No, because there is nothing special about an ABI change with a
major release of the compiler. Some background:
In the past, the C++ ABI broke with every major release. egcs 1.0
was different from 2.7.x. egcs 1.1 was different from egcs 1.0.
gcc 2.95 was different from egcs 1.1. Red Hat's "2.96" is
not compatible with either 2.95 or current snapshot code.
In many cases, these changes were required by the effort to support
more and more of an evolving language standard. But the ISO C++
has been complete for some time, and we'll now have an almost
complete (except for template "export" and the usual bugs)
implementation of C++.
> This is expecially needed for systems using gcc as their
> official C++ compiler, such as Linux and *BSD.
The problem has been dealt with in the past by the shared library
version number: you can run binaries that use older and newer C++
by having multiple shared libraries on your machine. If you have
a GNU/Linux box, do
ls /usr/lib/libstdc++*
You will see that there is more than one shared library.

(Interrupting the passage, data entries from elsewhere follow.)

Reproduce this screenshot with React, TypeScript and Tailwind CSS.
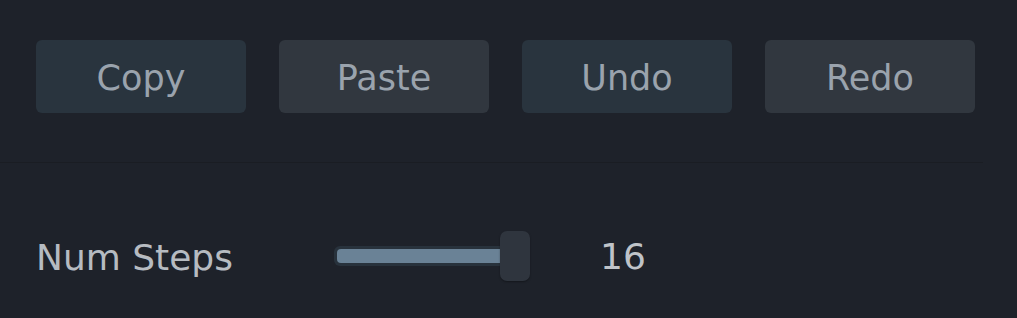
const buttons = [
  { label: 'Copy', tone: 'bg-[#29343e]' },
  { label: 'Paste', tone: 'bg-[#31373f]' },
  { label: 'Undo', tone: 'bg-[#29343e]' },
  { label: 'Redo', tone: 'bg-[#31373f]' },
];

export default function App() {
  const value = 16;

  return (
    <div className="h-[318px] w-[1017px] overflow-hidden bg-[#1e222a] font-['DejaVu_Sans',sans-serif]">
      <div className="flex gap-[33px] pl-[36px] pt-[40px]">
        {buttons.map((b) => (
          <button
            key={b.label}
            className={`flex h-[73px] w-[210px] items-center justify-center rounded-[6px] text-[35px] leading-none text-[#9aa3ad] ${b.tone}`}
          >
            <span className="pt-[3px]">{b.label}</span>
          </button>
        ))}
      </div>

      <div className="mt-[49px] h-px w-[983px] bg-[#1a1d23]" />

      <div className="mt-[68px] flex h-[50px] items-center pl-[36px]">
        <span className="w-[298px] pt-[4px] text-[36px] leading-none text-[#b6bbc1]">Num Steps</span>
        <div className="relative flex h-[50px] w-[196px] items-center">
          <div className="h-[20px] w-[181px] rounded-[6px] bg-[#28323c] p-[3px]">
            <div className="h-full w-full rounded-[4px] bg-[#6a8296]" />
          </div>
          <div className="absolute left-[166px] top-0 h-[50px] w-[30px] rounded-[7px] bg-[#2f353e] shadow-[0_1px_2px_rgba(0,0,0,0.35)]" />
        </div>
        <span className="ml-[70px] pt-[2px] text-[36px] leading-none text-[#bfc3c8]">{value}</span>
      </div>
    </div>
  );
}
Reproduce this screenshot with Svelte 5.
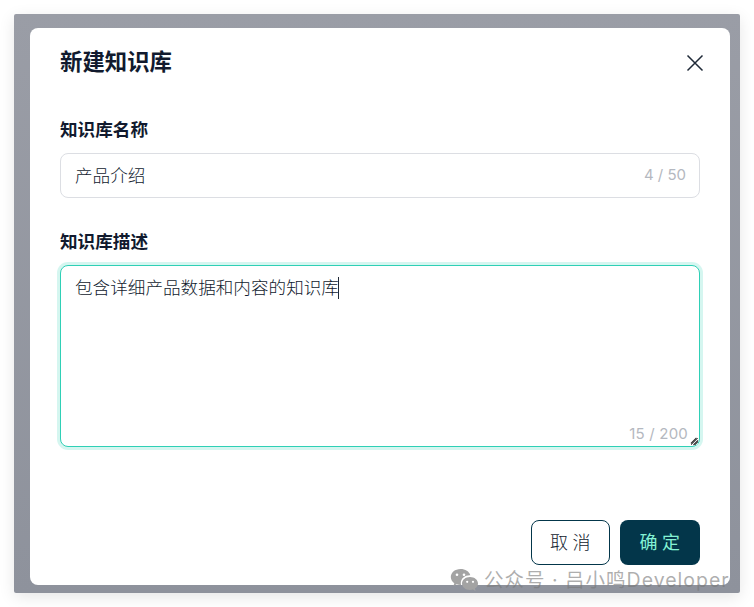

Unfortunately other C++ libraries such as QT will also need multiple
versions. This sucks, but there's nothing we can do about it.
What is new is that we intend to "stop the insanity" and have
g++ 3.1 still be binary compatible with g++ 3.0. We know that
we'll still have to make changes to fix bugs, but approaches
similar to those used for glibc will be used so that one library
can support multiple compiler versions.
> This is going to be quite a pain for most users and even
> for distribution makers unless something is done to allow
> a smooth migration scheme.
You assume that this is a new problem. Distribution makers already
know how to handle it. There is an unavoidable disk space cost.